El hecho era grave de cara a la Corte Real  pues había que acallar cualquier sospecha de instigación o conspiración por parte de la clase dirigente isleña, así que el Capitán General ordena la detención de 24 personas, las cuales fueron procesadas y condenadas a la horca y a galeras en pocos días. Todos ellos pertenecían a los estratos más ínfimos de Santa Cruz: caleteros, (cargadores del muelle), mulatos, negros, esclavos y gente de recién arribada a Santa Cruz, que se “buscaban la vida” de mil maneras. Así terminó el motín y el Capitán General recibió felicitaciones por la rapidez con que se desarrolló el proceso.

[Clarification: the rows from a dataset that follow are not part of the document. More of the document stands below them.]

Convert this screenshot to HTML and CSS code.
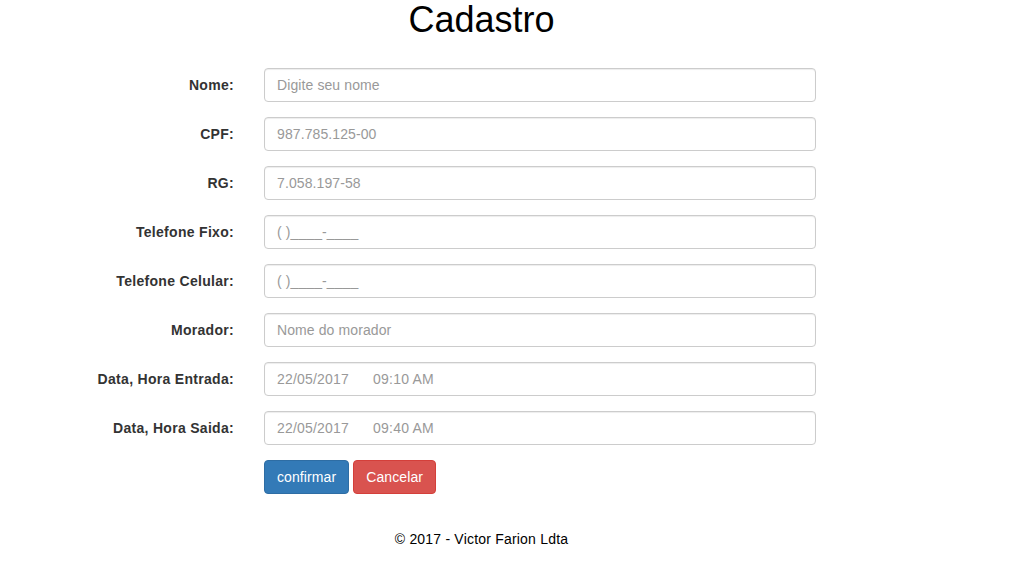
FILE: index.html
```html
<!DOCTYPE html>
<html lang="pt">
<head>
<meta charset="utf-8">
<title>Cadastro</title>
<link rel="stylesheet" href="styles.css">
</head>
<body>
<div class="page">
  <h1 class="title">Cadastro</h1>
  <form class="form">
    <label class="label" for="nome">Nome:</label>
    <input class="control" id="nome" type="text" placeholder="Digite seu nome">

    <label class="label" for="cpf">CPF:</label>
    <input class="control" id="cpf" type="text" placeholder="987.785.125-00">

    <label class="label" for="rg">RG:</label>
    <input class="control" id="rg" type="text" placeholder="7.058.197-58">

    <label class="label" for="fixo">Telefone Fixo:</label>
    <input class="control" id="fixo" type="text" placeholder="( )____-____">

    <label class="label" for="cel">Telefone Celular:</label>
    <input class="control" id="cel" type="text" placeholder="( )____-____">

    <label class="label" for="morador">Morador:</label>
    <input class="control" id="morador" type="text" placeholder="Nome do morador">

    <label class="label">Data, Hora Entrada:</label>
    <div class="control datetime"><span>22/05/2017</span><span>09:10 AM</span></div>

    <label class="label">Data, Hora Saida:</label>
    <div class="control datetime"><span>22/05/2017</span><span>09:40 AM</span></div>

    <div class="actions">
      <button type="button" class="btn btn-primary">confirmar</button>
      <button type="button" class="btn btn-danger">Cancelar</button>
    </div>
  </form>
  <footer class="footer">&copy; 2017 - Victor Farion Ldta</footer>
</div>
</body>
</html>
```

FILE: styles.css
```css
html, body {
  margin: 0;
  padding: 0;
  background: #fff;
}
body {
  font-family: "Liberation Sans", Arial, Helvetica, sans-serif;
  font-size: 14px;
  line-height: 20px;
  color: #333;
}
.page {
  width: 963px;
}
.title {
  margin: 0;
  font-size: 36px;
  line-height: 40px;
  font-weight: normal;
  color: #000;
  text-align: center;
}
.form {
  margin-top: 28px;
  display: grid;
  grid-template-columns: 234px 552px;
  column-gap: 30px;
  row-gap: 15px;
}
.label {
  font-weight: bold;
  text-align: right;
  padding-top: 7px;
  color: #333;
  letter-spacing: 0.3px;
}
.control {
  box-sizing: border-box;
  height: 34px;
  width: 552px;
  padding: 6px 12px;
  font-family: inherit;
  font-size: 14px;
  line-height: 20px;
  letter-spacing: 0.1px;
  color: #555;
  background: #fff;
  border: 1px solid #ccc;
  border-radius: 4px;
  box-shadow: inset 0 1px 1px rgba(0, 0, 0, .075);
  outline: none;
}
.control::placeholder {
  color: #999;
  opacity: 1;
}
.datetime {
  display: flex;
  gap: 24px;
  color: #999;
  letter-spacing: 0.2px;
}
.actions {
  grid-column: 2;
  display: flex;
  gap: 4px;
}
.btn {
  box-sizing: border-box;
  height: 34px;
  padding: 6px 12px;
  font-family: inherit;
  font-size: 14px;
  line-height: 20px;
  letter-spacing: 0.1px;
  color: #fff;
  border: 1px solid transparent;
  border-radius: 4px;
  cursor: pointer;
}
.btn-primary {
  background: #337ab7;
  border-color: #2e6da4;
}
.btn-danger {
  background: #d9534f;
  border-color: #d43f3a;
}
.footer {
  margin-top: 35px;
  text-align: center;
  color: #000;
  letter-spacing: 0.2px;
}
```
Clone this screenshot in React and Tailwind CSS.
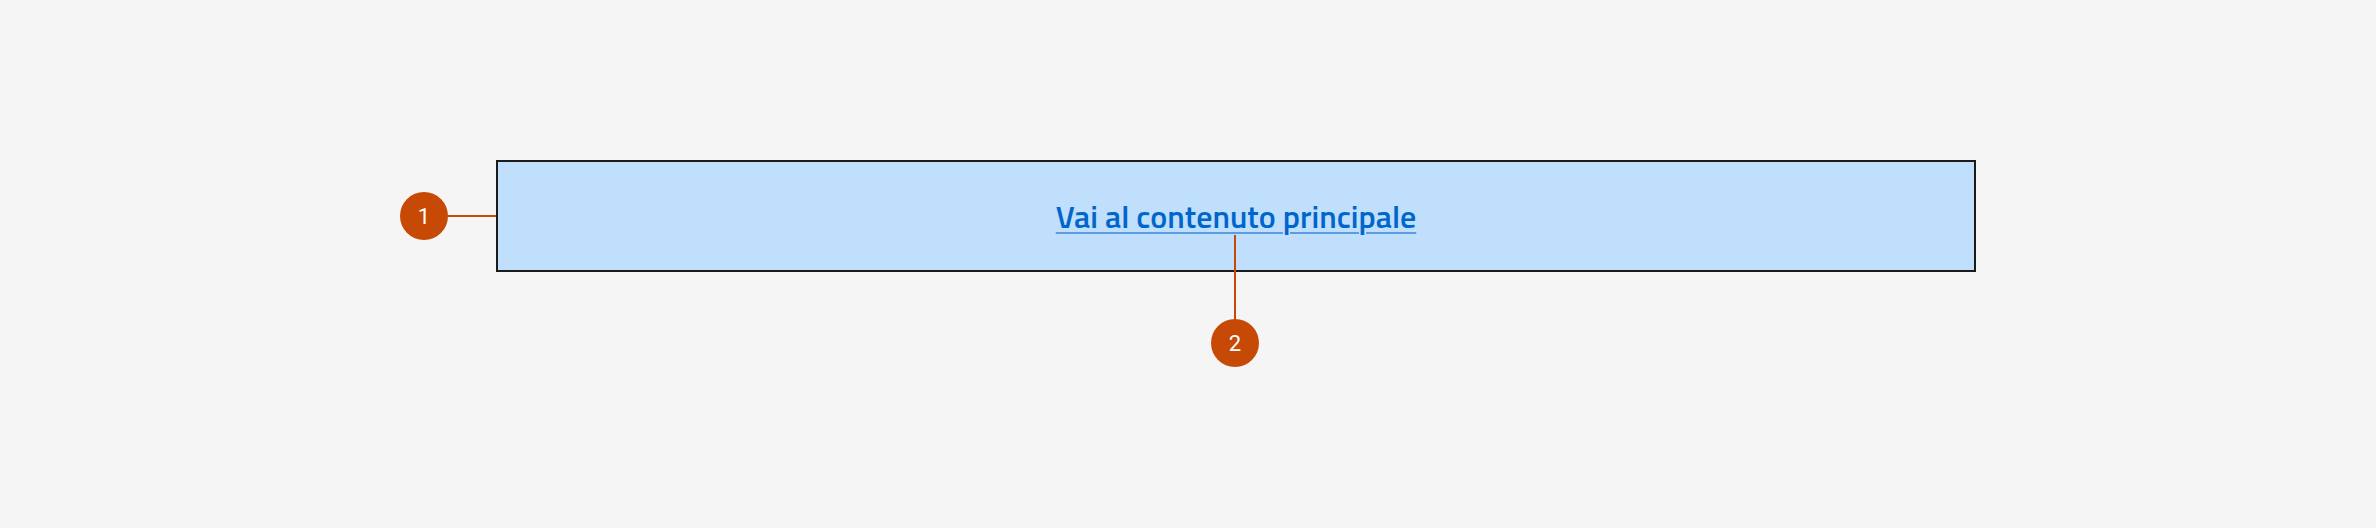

Después de un juicio sumadísimo, doce de los condenados murieron en la horca instalada deprisa y corriendo en la plaza del castillo, y los restantes condenados fueron destinados a galeras.

Parece ser que las órdenes del Capitán General eran encontrar culpables como fuera y cuanto antes mejor, para demostrar al Rey la inocencia de los mandatarios y la culpabilidad de las capas bajas del pueblo.